K W Jeter is back with his latest Kim Oh novel: Real Dangerous Ride. Once again Kim Oh, the tiny Korean American hit woman is hired to do a little job which promises to make her a lot of money for little effort. And once again things don’t go according to plan. Kim is summoned to a decrepit office building where a computer screen introduces her to the latest client: a wealthy man named Dalby. He has a delivery he wants Kim to make. It consists of a backpack sealed shut. All she has to do is deliver it to and address in San Francisco and the money will be hers. She’s not told what is in the bag, but assumes it’s a data storage unit of some type.
Of course, it’s a Kim Oh novel so things start to go crazy from the start. Kim takes the job and heads out to make the delivery. Her younger brother Danny is out of the picture since he’s off at a technogeek convention. Along the way she suddenly finds herself at the mercy of a crazed driver in a Challenger and pilotless drone. How does this all figure into the overall theme of the book? You’ll have to read it to find out, sorry, no spoilers here.
I have to give Jeter credit, he knows how to create villains. The first one is a muscle head named Stinson who spends most of the book diving around a souped-up Dodge Challenger trying to get his hands on what Kim has in the bag. Stinson is every chump who got turned down at the prom’s nightmare. He’s also a nod to the great car chase movies of the 1970’s. I’m seeing a definite Vanishing Point reference here. Jeter has used Cruising California as a theme before, such as his sequel to Dr. Adder (published in 1984, but written earlier), the Mad Lands (1991).

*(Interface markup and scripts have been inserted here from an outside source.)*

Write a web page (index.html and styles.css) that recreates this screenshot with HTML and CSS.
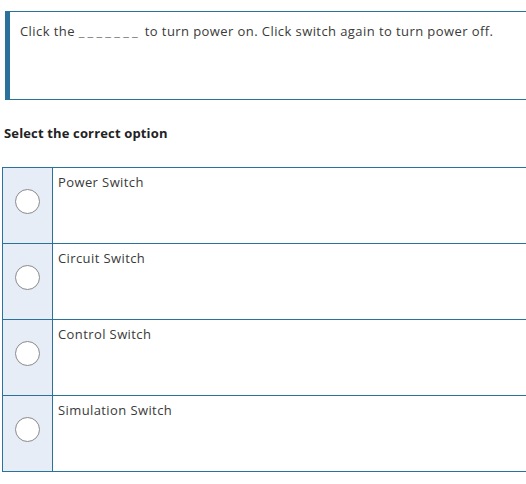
FILE: index.html
```html
<!DOCTYPE html>
<html>
<head>
<meta charset="utf-8">
<link rel="stylesheet" href="styles.css">
</head>
<body>
<div class="question">
  <p class="question-text">Click the <span class="blank">_______</span> to turn power on. Click switch again to turn power off.</p>
</div>
<h2 class="prompt">Select the correct option</h2>
<div class="options">
  <div class="option">
    <div class="option-radio"><span class="radio"></span></div>
    <div class="option-label">Power Switch</div>
  </div>
  <div class="option">
    <div class="option-radio"><span class="radio"></span></div>
    <div class="option-label">Circuit Switch</div>
  </div>
  <div class="option">
    <div class="option-radio"><span class="radio"></span></div>
    <div class="option-label">Control Switch</div>
  </div>
  <div class="option">
    <div class="option-radio"><span class="radio"></span></div>
    <div class="option-label">Simulation Switch</div>
  </div>
</div>
</body>
</html>
```
FILE: styles.css
```css
html, body {
  margin: 0;
  padding: 0;
  background: #ffffff;
}
body {
  font-family: "Open Sans", "Noto Sans", sans-serif;
  color: #333333;
}
.question {
  margin: 11px 0 0 5px;
  height: 87px;
  border-left: 5px solid #2a729c;
  border-top: 1px solid #2a729c;
  border-bottom: 1px solid #2a729c;
}
.question-text {
  margin: 0;
  padding: 10px 0 0 10px;
  font-size: 13px;
  line-height: 18px;
  letter-spacing: 0.42px;
  color: #3a3a3a;
}
.blank {
  letter-spacing: 3.2px;
  color: #777;
}
.prompt {
  margin: 24px 0 0 4px;
  font-size: 13px;
  line-height: 18px;
  font-weight: 700;
  letter-spacing: 0.15px;
  color: #222;
}
.options {
  margin: 25px 0 0 2px;
  border-bottom: 1px solid #2a729c;
}
.option {
  display: flex;
  height: 75px;
  border-top: 1px solid #2a729c;
}
.option-radio {
  flex: none;
  width: 51px;
  box-sizing: border-box;
  background: #e6edf7;
  border-left: 1px solid #2a729c;
  border-right: 1px solid #2a729c;
  display: flex;
  justify-content: center;
  padding-top: 21px;
}
.radio {
  width: 25px;
  height: 25px;
  box-sizing: border-box;
  border: 1px solid #8a8a8a;
  border-radius: 50%;
  background: #fff;
}
.option-label {
  padding: 5px 0 0 5px;
  font-size: 13px;
  line-height: 18px;
  letter-spacing: 0.4px;
  color: #3a3a3a;
}
```
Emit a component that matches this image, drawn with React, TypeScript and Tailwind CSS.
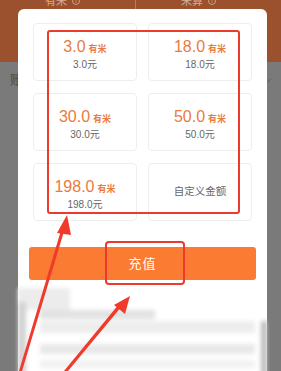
import { ChevronDown } from "lucide-react";

// Recharge dialog with red annotation marks on top

const PACKAGES = [
  { coins: "3.0", price: "3.0元" },
  { coins: "18.0", price: "18.0元" },
  { coins: "30.0", price: "30.0元" },
  { coins: "50.0", price: "50.0元" },
  { coins: "198.0", price: "198.0元" },
];

function InfoDot() {
  return (
    <span className="inline-flex w-[8px] h-[8px] rounded-full border border-[#caa08a] items-center justify-center text-[6px] leading-none ml-[5px]">
      i
    </span>
  );
}

function PackageCard({ coins, price }: { coins: string; price: string }) {
  return (
    <div className="h-[58px] rounded-[4px] border border-[#eeeeee] bg-white flex flex-col items-center justify-center pt-[6px]">
      <div className="flex items-baseline text-[#ea7b3d]">
        <span className="text-[16px] leading-[18px]">{coins}</span>
        <span className="text-[9px] font-bold ml-[3px]">有米</span>
      </div>
      <div className="text-[10px] leading-[14px] text-[#666] mt-[2px]">{price}</div>
    </div>
  );
}

function Annotations() {
  return (
    <svg className="absolute inset-0 pointer-events-none" width="281" height="371" viewBox="0 0 281 371">
      <rect x="48" y="31" width="191" height="182" rx="2" fill="none" stroke="#ec3a2e" strokeWidth="2" />
      <rect x="106" y="242" width="78" height="42" rx="3" fill="none" stroke="#ec3a2e" strokeWidth="2" />
      {/* arrow 1 */}
      <path d="M19 371 L22 371 L65 228 L62 227 Z" fill="#ef3a2c" />
      <path d="M67 215 L57 233 L71 235 Z" fill="#ef3a2c" />
      {/* arrow 2 */}
      <path d="M64 371 L68 371 L122 306 L119 304 Z" fill="#ef3a2c" />
      <path d="M130 296 L114 305 L125 314 Z" fill="#ef3a2c" />
    </svg>
  );
}

export default function App() {
  return (
    <div
      className="relative w-[281px] h-[371px] overflow-hidden bg-[#7a7a7a]"
      style={{ fontFamily: '"Liberation Sans", "Noto Sans CJK SC", sans-serif' }}
    >
      {/* page behind the dialog */}
      <div className="h-[62px] bg-[#9b512e] flex">
        <div className="flex-1 flex justify-center -mt-[6px] text-[11px] text-[#d4ab96] h-[14px] items-center pr-[10px]">
          有米<InfoDot />
        </div>
        <div className="w-px h-[12px] bg-[#b97a5b]" />
        <div className="flex-1 flex justify-center -mt-[6px] text-[11px] text-[#d4ab96] h-[14px] items-center pr-[20px]">
          米算<InfoDot />
        </div>
      </div>
      <div className="flex items-center justify-between h-[36px] px-[10px] text-[#4a4a4a]">
        <span className="text-[13px]">账</span>
        <ChevronDown size={13} strokeWidth={1.5} className="text-[#555] -mr-[3px]" />
      </div>

      {/* dialog */}
      <div className="absolute left-[18px] top-[9px] w-[249px] h-[380px] bg-white rounded-[6px] flex flex-col">
        <div className="grid grid-cols-2 gap-x-[11px] gap-y-[12px] px-[15px] pt-[14px]">
          {PACKAGES.map((p) => (
            <PackageCard key={p.coins} coins={p.coins} price={p.price} />
          ))}
          <div className="h-[58px] rounded-[4px] border border-[#eeeeee] flex items-center justify-center text-[10.5px] text-[#666]">
            自定义金额
          </div>
        </div>
        <button className="mx-[11px] mt-[26px] h-[33px] rounded-[3px] bg-[#fb7b33] text-white text-[13px] tracking-[1px]">
          充值
        </button>

        {/* blurred area below */}
        <div className="flex-1 relative mt-[8px] blur-[2px]">
          <div className="absolute left-0 top-0 w-[52px] h-[22px] bg-[#ececec]" />
          <div className="absolute left-0 top-[14px] w-[8px] h-[80px] bg-[#d2d2d2]" />
          <div className="absolute left-[22px] top-[22px] w-[115px] h-[9px] bg-[#e2e2e2]" />
          <div className="absolute left-[22px] top-[33px] w-[215px] h-[12px] bg-[#ededed]" />
          <div className="absolute left-[22px] top-[56px] w-[215px] h-[10px] bg-[#e8e8e8]" />
          <div className="absolute left-[22px] top-[72px] w-[215px] h-[8px] bg-[#f1f1f1]" />
          <div className="absolute right-0 top-[33px] w-[6px] h-[60px] bg-[#bcbcbc]" />
        </div>
      </div>

      <Annotations />
    </div>
  );
}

The other group of misguided bad guys are some technology geeks who are also trying to get what the backpack has in it. These are a bunch of computer guys who are trying to create The Next Big Thing in software/hardware/whateverware and need to get that backpack. The have some grand schemes which just never seem to pan out. Jeter has a history of smartypants villains in his other books. One of my favorite characters in his novels is the police detective in Dark Seeker (1987) who fumes against people who think they’re smarter than the rest because “they have a bunch of initials after their names”.
As always, there is Kim’s observations about how the world really functions:
“….This whole bit about lining up business and having my best interests at heart – yeah, like I believed that. Two things I’d learned from Cole when I’d first started out – the first was that nobody does anything for free. And the second was that everybody always has another agenda. When a person tells you their reason for doing something is X, you know there’s a Y underneath, and they’re not telling you about it. It’d even been true for Cole himself – the same time he’d been telling me all this, as part of my education on how to be a hitman, he’d been running all sorts of numbers on me, which had almost gotten me killed.”
We are also introduced to another Jeter archetype in the story: the bottom rung working man. Someone who has had so many blows to his livelihood he can no longer get back up. In this case it’s Mason, who’s working at a restaurant between stints at a halfway house for ex-cons. The author did some work early in his career as a social worker and his knowledge of the rehabilitation system in California shows. Mason isn’t particularly a good guy, but he does offer to help out Kim at one point and adds some perspective to the story. I would like to see Jeter bring him back in a future Kim Oh novel. You don’t see too many writers who include “Oakies” in their stories these days, the author has been doing it a long time. The great dust bowl migration of the 1930’s serves as a backdrop to his horror novel, In The Land Of The Dead (1989).
The novel features plenty of road rage action. There’s an incredible sequence just waiting to be filmed where Kim battles it out on her Ninja bike with the lunatic in the Challenger over the backpack while racing down a highway crowded with traffic. The author can be a very visual writer when he wants to be.
I wouldn’t call this the best book in the series, but Real Dangerous Ride is a good addition to it. Aspiring pulp writers can learn a lot by reading a seasoned professional of Jeter’s caliber.